When Quinn was hired in February 2015, he answered not to Dimitroff, then as now the retainer of his GM job, but to the high-profile owner. Now Quinn and Dimitroff will report to McKay, who will report to Blank, who reports to nobody. This in itself should lead to 13 wins next season, easy. Yes, I’m kidding.
In his affection for this coach/GM and his overvaluing of the past seven games, Blank is seeing something that isn’t there. It was for a while, but then a 28-3 lead went away and nothing since has been very good. He’s seeing the Falcons who led the Patriots by 25 points. Nobody else has seen those Falcons since the fourth quarter of Super Bowl 51. The date on that: Feb. 5, 2017.
It beggars belief – the Falcons throughout their existence have beggared belief – that this regime has been granted another year after a 1-7 start that may have marked a franchise nadir in coaching, which is saying something. From the first quarter of the opener in Minneapolis to the first half of Game No. 8 against Seattle, the Falcons had no idea what they were doing.
This was made evident when the subsequent bye week saw Quinn essentially fire himself as defensive coordinator. Somehow, though, he remains indispensable as head coach.
What Blank is doing reminds us of what, four years ago, Greg McGarity didn’t do. The 2015 Georgia Bulldogs were embarrassed at home by Alabama. They followed that by losing to Tennessee, as coached by champion of life Butch Jones. They then beat Missouri 9-6 in the worst game ever played. They then were routed by Florida as Mark Richt, for reasons forever unknown, chose to deploy third-stringer Faton Bauta at quarterback. They were 5-3 and headed nowhere worth going.

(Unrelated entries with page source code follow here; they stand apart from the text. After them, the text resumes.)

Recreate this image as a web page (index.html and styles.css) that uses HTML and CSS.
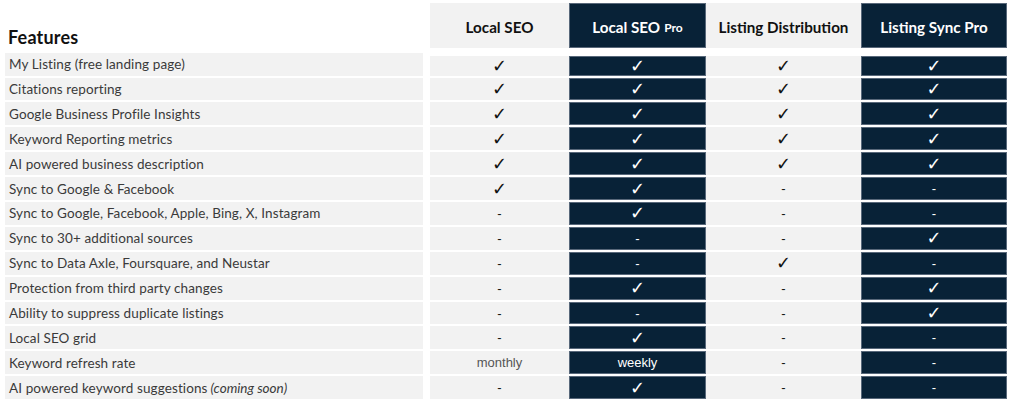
FILE: index.html
```html
<!DOCTYPE html>
<html lang="en">
<head>
<meta charset="utf-8">
<title>Features comparison</title>
<link rel="stylesheet" href="styles.css">
</head>
<body>
<div class="table">
  <div class="cell feat-head">Features</div>
  <div class="cell head light">Local SEO</div>
  <div class="cell head dark">Local SEO <small>Pro</small></div>
  <div class="cell head light">Listing Distribution</div>
  <div class="cell head dark">Listing Sync Pro</div>

  <div class="cell feat">My Listing (free landing page)</div>
  <div class="cell val light first"><span class="ck">✓</span></div>
  <div class="cell val dark first"><span class="ck">✓</span></div>
  <div class="cell val light first"><span class="ck">✓</span></div>
  <div class="cell val dark first"><span class="ck">✓</span></div>

  <div class="cell feat">Citations reporting</div>
  <div class="cell val light"><span class="ck">✓</span></div>
  <div class="cell val dark"><span class="ck">✓</span></div>
  <div class="cell val light"><span class="ck">✓</span></div>
  <div class="cell val dark"><span class="ck">✓</span></div>

  <div class="cell feat">Google Business Profile Insights</div>
  <div class="cell val light"><span class="ck">✓</span></div>
  <div class="cell val dark"><span class="ck">✓</span></div>
  <div class="cell val light"><span class="ck">✓</span></div>
  <div class="cell val dark"><span class="ck">✓</span></div>

  <div class="cell feat">Keyword Reporting metrics</div>
  <div class="cell val light"><span class="ck">✓</span></div>
  <div class="cell val dark"><span class="ck">✓</span></div>
  <div class="cell val light"><span class="ck">✓</span></div>
  <div class="cell val dark"><span class="ck">✓</span></div>

  <div class="cell feat">AI powered business description</div>
  <div class="cell val light"><span class="ck">✓</span></div>
  <div class="cell val dark"><span class="ck">✓</span></div>
  <div class="cell val light"><span class="ck">✓</span></div>
  <div class="cell val dark"><span class="ck">✓</span></div>

  <div class="cell feat">Sync to Google &amp; Facebook</div>
  <div class="cell val light"><span class="ck">✓</span></div>
  <div class="cell val dark"><span class="ck">✓</span></div>
  <div class="cell val light"><span class="dash">-</span></div>
  <div class="cell val dark"><span class="dash">-</span></div>

  <div class="cell feat">Sync to Google, Facebook, Apple, Bing, X, Instagram</div>
  <div class="cell val light"><span class="dash">-</span></div>
  <div class="cell val dark"><span class="ck">✓</span></div>
  <div class="cell val light"><span class="dash">-</span></div>
  <div class="cell val dark"><span class="dash">-</span></div>

  <div class="cell feat">Sync to 30+ additional sources</div>
  <div class="cell val light"><span class="dash">-</span></div>
  <div class="cell val dark"><span class="dash">-</span></div>
  <div class="cell val light"><span class="dash">-</span></div>
  <div class="cell val dark"><span class="ck">✓</span></div>

  <div class="cell feat">Sync to Data Axle, Foursquare, and Neustar</div>
  <div class="cell val light"><span class="dash">-</span></div>
  <div class="cell val dark"><span class="dash">-</span></div>
  <div class="cell val light"><span class="ck">✓</span></div>
  <div class="cell val dark"><span class="dash">-</span></div>

  <div class="cell feat">Protection from third party changes</div>
  <div class="cell val light"><span class="dash">-</span></div>
  <div class="cell val dark"><span class="ck">✓</span></div>
  <div class="cell val light"><span class="dash">-</span></div>
  <div class="cell val dark"><span class="ck">✓</span></div>

  <div class="cell feat">Ability to suppress duplicate listings</div>
  <div class="cell val light"><span class="dash">-</span></div>
  <div class="cell val dark"><span class="dash">-</span></div>
  <div class="cell val light"><span class="dash">-</span></div>
  <div class="cell val dark"><span class="ck">✓</span></div>

  <div class="cell feat">Local SEO grid</div>
  <div class="cell val light"><span class="dash">-</span></div>
  <div class="cell val dark"><span class="ck">✓</span></div>
  <div class="cell val light"><span class="dash">-</span></div>
  <div class="cell val dark"><span class="dash">-</span></div>

  <div class="cell feat">Keyword refresh rate</div>
  <div class="cell val light"><span class="txt">monthly</span></div>
  <div class="cell val dark"><span class="txt">weekly</span></div>
  <div class="cell val light"><span class="dash">-</span></div>
  <div class="cell val dark"><span class="dash">-</span></div>

  <div class="cell feat">AI powered keyword suggestions <em>(coming soon)</em></div>
  <div class="cell val light"><span class="dash">-</span></div>
  <div class="cell val dark"><span class="ck">✓</span></div>
  <div class="cell val light"><span class="dash">-</span></div>
  <div class="cell val dark"><span class="dash">-</span></div>
</div>
</body>
</html>
```

FILE: styles.css
```css
html, body {
  margin: 0;
  padding: 0;
  background: #ffffff;
}

body {
  padding: 3px 0 0 5px;
  font-family: "Lato", "Open Sans", sans-serif;
  color: #333333;
}

.table {
  display: grid;
  grid-template-columns: 425px 139px 137px 155px 146px;
  grid-template-rows: 47.7px repeat(14, 22.9px);
  row-gap: 2px;
}

.cell {
  display: flex;
  align-items: center;
  box-sizing: border-box;
  min-width: 0;
}

.feat-head {
  align-items: flex-end;
  font-size: 18px;
  letter-spacing: 0.2px;
  font-weight: 700;
  color: #111111;
  padding: 0 0 3px 3px;
}

.head {
  height: 45px;
  align-self: start;
  justify-content: center;
  font-size: 15.2px;
  font-weight: 700;
  padding-top: 3px;
  white-space: nowrap;
}

.head small {
  font-size: 12px;
  margin-left: 4px;
  font-weight: 700;
}

.feat {
  margin-right: 7px;
  background: #f2f2f2;
  font-size: 13.5px;
  letter-spacing: 0.1px;
  color: #3a3a3a;
  padding-left: 4px;
  white-space: nowrap;
}

.feat em {
  margin-left: 3px;
  letter-spacing: 0;
}

.val {
  justify-content: center;
}

.val.first {
  margin-top: 3px;
}

.light {
  background: #f2f2f2;
  color: #111111;
}

.dark {
  background: #082237;
  border: 1px solid #58687a;
  color: #ffffff;
}

.ck {
  font-family: "DejaVu Sans", sans-serif;
  font-size: 18px;
  font-weight: 700;
  line-height: 1;
}

.dash {
  font-family: "Liberation Sans", sans-serif;
  font-size: 13px;
  line-height: 1;
}

.txt {
  font-family: "Liberation Sans", sans-serif;
  font-size: 13px;
}

.light .txt {
  color: #555555;
}
```
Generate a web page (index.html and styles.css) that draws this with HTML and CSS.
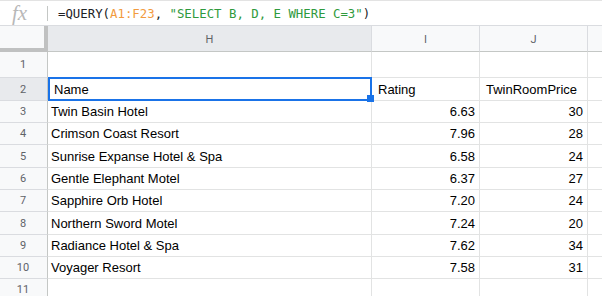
FILE: index.html
```html
<!DOCTYPE html>
<html>
<head>
<meta charset="utf-8">
<link rel="stylesheet" href="styles.css">
</head>
<body>
<div class="page">
  <div class="fbar">
    <div class="fx">fx</div>
    <div class="sep"></div>
    <div class="formula"><span class="fn">=QUERY(</span><span class="rng">A1:F23</span><span class="fn">, </span><span class="str">"SELECT B, D, E WHERE C=3"</span><span class="fn">)</span></div>
  </div>
  <div class="grid">
    <div class="corner"></div>
    <div class="ch sel">H</div>
    <div class="ch">I</div>
    <div class="ch">J</div>
    <div class="ch last"></div>

    <div class="rh">1</div><div class="c"></div><div class="c"></div><div class="c"></div><div class="c last"></div>

    <div class="rh sel">2</div>
    <div class="c hd active">Name<div class="selbox"></div><div class="handle"></div></div>
    <div class="c hd">Rating</div>
    <div class="c hd">TwinRoomPrice</div>
    <div class="c last"></div>

    <div class="rh">3</div><div class="c">Twin Basin Hotel</div><div class="c n">6.63</div><div class="c n">30</div><div class="c last"></div>
    <div class="rh">4</div><div class="c">Crimson Coast Resort</div><div class="c n">7.96</div><div class="c n">28</div><div class="c last"></div>
    <div class="rh">5</div><div class="c">Sunrise Expanse Hotel &amp; Spa</div><div class="c n">6.58</div><div class="c n">24</div><div class="c last"></div>
    <div class="rh">6</div><div class="c">Gentle Elephant Motel</div><div class="c n">6.37</div><div class="c n">27</div><div class="c last"></div>
    <div class="rh">7</div><div class="c">Sapphire Orb Hotel</div><div class="c n">7.20</div><div class="c n">24</div><div class="c last"></div>
    <div class="rh">8</div><div class="c">Northern Sword Motel</div><div class="c n">7.24</div><div class="c n">20</div><div class="c last"></div>
    <div class="rh">9</div><div class="c">Radiance Hotel &amp; Spa</div><div class="c n">7.62</div><div class="c n">34</div><div class="c last"></div>
    <div class="rh">10</div><div class="c">Voyager Resort</div><div class="c n">7.58</div><div class="c n">31</div><div class="c last"></div>
    <div class="rh">11</div><div class="c"></div><div class="c"></div><div class="c"></div><div class="c last"></div>
  </div>
</div>
</body>
</html>
```
FILE: styles.css
```css
html, body {
  margin: 0;
  padding: 0;
  background: #ffffff;
}
.page {
  width: 602px;
  height: 296px;
  overflow: hidden;
  font-family: "Liberation Sans", Arial, sans-serif;
}
.fbar {
  height: 26px;
  box-sizing: border-box;
  border-top: 1px solid #e3e3e3;
  border-bottom: 1px solid #dadce0;
  display: flex;
  align-items: center;
}
.fx {
  width: 46px;
  padding-left: 12px;
  box-sizing: border-box;
  font-family: "Liberation Serif", serif;
  font-style: italic;
  font-size: 21px;
  color: #b8b8b8;
  line-height: 20px;
}
.sep {
  width: 1px;
  height: 15px;
  background: #c4c7c5;
  margin-left: 1px;
}
.formula {
  margin-left: 10px;
  font-family: "DejaVu Sans Mono", "Liberation Mono", monospace;
  font-size: 12.35px;
  white-space: pre;
  color: #202124;
  padding-top: 1px;
}
.rng { color: #f29b3f; }
.str { color: #2f9a3d; }
.grid {
  display: grid;
  grid-template-columns: 48px 324px 108px 108px 1fr;
  grid-template-rows: 26px 26px 23px 22px 22px 23px 22px 22px 23px 22px 22px 22px;
}
.grid > div {
  box-sizing: border-box;
  border-right: 1px solid #e2e3e3;
  border-bottom: 1px solid #e2e3e3;
  display: flex;
  align-items: center;
  min-width: 0;
}
.grid > .corner {
  background: #f8f9fa;
  border-right: 4px solid #c0c1c1;
  border-bottom: 4px solid #c0c1c1;
}
.grid > .ch {
  background: #f8f9fa;
  border-bottom: 1px solid #c4c7c5;
  border-right: 1px solid #dadce0;
  justify-content: center;
  font-family: Roboto, "Liberation Sans", sans-serif;
  font-size: 11px;
  color: #5f6368;
  padding-top: 1px;
}
.grid > .rh {
  background: #f8f9fa;
  border-right: 1px solid #c4c7c5;
  border-bottom: 1px solid #dadce0;
  justify-content: center;
  font-family: Roboto, "Liberation Sans", sans-serif;
  font-size: 11px;
  color: #5f6368;
  padding-right: 1px;
}
.grid > .sel {
  background: #e8eaed;
}
.grid > .c {
  font-size: 13px;
  color: #000000;
  padding-left: 3px;
  white-space: nowrap;
}
.grid > .n {
  justify-content: flex-end;
  padding-right: 4px;
}
.grid > .hd {
  padding-left: 6px;
}
.grid > .last {
  border-right: none;
}
.grid > .active {
  position: relative;
  overflow: visible;
}
.selbox {
  position: absolute;
  left: 0;
  top: -1px;
  width: 324px;
  height: 24px;
  box-sizing: border-box;
  border: 2px solid #1a73e8;
  pointer-events: none;
}
.handle {
  position: absolute;
  left: 319px;
  top: 17px;
  width: 7px;
  height: 7px;
  background: #1a73e8;
  z-index: 2;
}
```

But wait. They won their final four regular-season games, an overtime victory over Georgia Southern (!!!) included. They were 9-3, and the belief in some circles was that McGarity, Georgia’s athletic director, would take that finish as reason to give Richt another shot. The AD did not. Two hours before kickoff against Georgia Tech, McGarity’s closest confidante sidled up to this correspondent and said: “What’s that definition of insanity – doing the same thing over and over and expecting different results?”
McGarity did not do the same thing. He fired Richt 22 hours later. He hired Kirby Smart. Two seasons later, Georgia was playing for the national championship, the one thing Richt’s teams could never manage. McGarity endured a vicious backlash for firing the nice guy Richt, but his decision has been validated by time. He didn’t fall victim to recency. He saw the forest, not the trees.
Blank made his billions by co-founding Home Depot. Among other things, Home Depot carries chainsaws. Someone needs to box one up to his office off Howell Mill. The high-profile owner looked upon consecutive losing seasons and saw not 18 L’s but five cosmetic W’s. In a word, he saw trees. Now he’s hoping that Rich McKay, builder of stadiums, is Paul Bunyan. Good grief.